As a person living with disability myself, I know what it’s like to be misunderstood and be “beyond the flow”. I get sick of having to explain myself over and over again, and so frustrated having to make so much effort just to do this basics, and there are times where every day involves conquering an Everest of some sort. I have friends with children who are non-verbal and on the Autism Spectrum, and they have their good days and their bad, but I can tell you, they adore their children and step out and advocate for them so passionately. They endure often experience discrimination, judgement, pity and being cut off from family and friends because oil and water don’t mix. Yet, they also experience a love for their child which knows no bound.

So, while I’m grateful that things have come such a long way for people living with disabilities and their families, we need to maintain this momentum and take it further. The Wills of this world are counting on us and so am I.

Lastly, I hope I have got all the lingo right through this. There are so many ways of referring to people living on the Autism Spectrum. Some are quite fine with being called “Autistic”. Others prefer to maintain the distinction between what was known as “Asbergers” and “Autism”. Others say that we’re all somewhere on the spectrum. However, the point I wanted to make, is that it’s possible for all of us to find out more about how people on the spectrum experience the world and how to relate to them without pressing any triggers. That love and acceptance should be for everyone and we need to look at ways at making community more inclusive, even if people choose to go their own way. These are difficult conversations to have without tripping over the lingo. However, we still need to try, and that’s where I’m coming from.

Love & best wishes,


25 thoughts on “Finding Hope On Mt Disappointment.

  1. trentpmcd

    Glad it turned out well and that Will was found in good shape. I’m sure all in the vicinity are going to miss smelling barbecued onion and bacon all day, though they may not miss hearing Thomas the Tank Engine played over and over 😉

  2. Rowena Post author

    You’re welcome, Dan. I did feel it needed to get out there, especially atm when there’s so much bad news out there. I hope you and yours are safe and well.
    Best wishes,

  3. Rowena Post author

    Thank you very much. That post took something like a day and a half to write. Wasn’t easy but I felt it so important. Wanted to get the word out.
    Thank you so much for reading and caring.
    Best wishes,

  4. Rowena Post author

    I have heard Thomas played over and over when our son was yon and there was one occasion where I couldn’t get the DVD player to work and he was inconsolable and I rang Geoff at work and explained that if he wasn’t available, could she put one of the other guys on who might be able to help. Geoff is in IT and I figured one of his colleagues would be able to help if he wasn’t available. They all understood.
    Parenting can be a wonderful thing, but it also has its challenges!

  5. Tazzie

    Incredible that he was found safe and with so little injuries…that does not quite sound like I mean it too. I can not imagine how it must have been for his parents. Not knowing if he might flee the searchers, or not let them help him. I felt the country breath with such wonderful news.
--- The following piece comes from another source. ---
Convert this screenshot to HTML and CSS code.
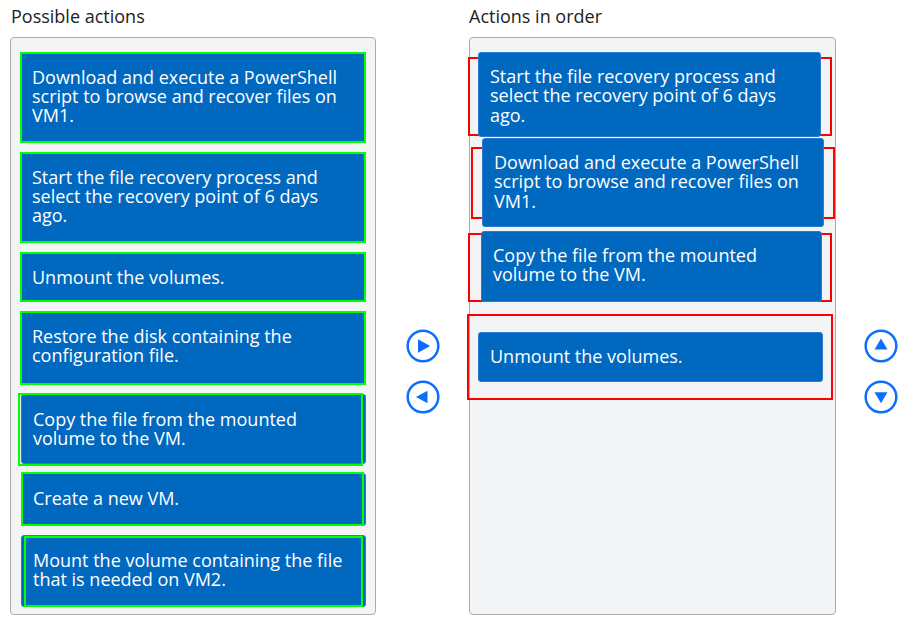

  6. Pingback: Finding Hope On Mt Disappointment. | Smorgasbord Blog Magazine

  7. Rowena Post author

    I’m glad you found it and it cheered you up. This story certainly made my week and I was so excited that he was found and the efforts that were made to understand him as a person. If we had more of this, so many problems would disappear.
    Best wishes,

  8. OIKOS™-Publishing

    Thank you for this very heart warming story, with a wonderful happy ending. Thank you for information about Aspergers/ Autism spectrum too. Will look like for more information. Enjoy your weekend, be well and stay save. Michael

  9. Rowena Post author

    Thanks very much, Michael. Aspergers/ Autism spectrum seems to affect a significant enough part of our community that we all need to be at least somewhat informed.
    Best wishes,

  10. New Journey

    Glad he was found safe and in good condition. I love that the ambulance stopped by McDonalds for him. Your story was heartfelt. Thank you for sharing this. xxxxxxxx

  11. Gary A Wilson

    Great stuff here Rowena. I’ve tried analyzing why I struggle to mix with people and especially folks with the range of disabilities you mention here. I don’t feel qualified to speak for others, but I think I suffer most from 2 things here. I don’t understand their view of the world and I don’t know how to engage without risking somehow accidentally injuring or distressing them somehow. There was this one guy in high school who I believe was autistic and he was tolerated mostly, but mocked and over looked often. He managed to carve out a life he seems happy with, but he is my one data point that I’ve seem both some of his life during and after high school. I was never able to build a relationship with him and preferred to avoid trying for the reasons above. Not much to be proud of – but this was my experience. If he ever needed something, that I could cope with and step in, but that was rare.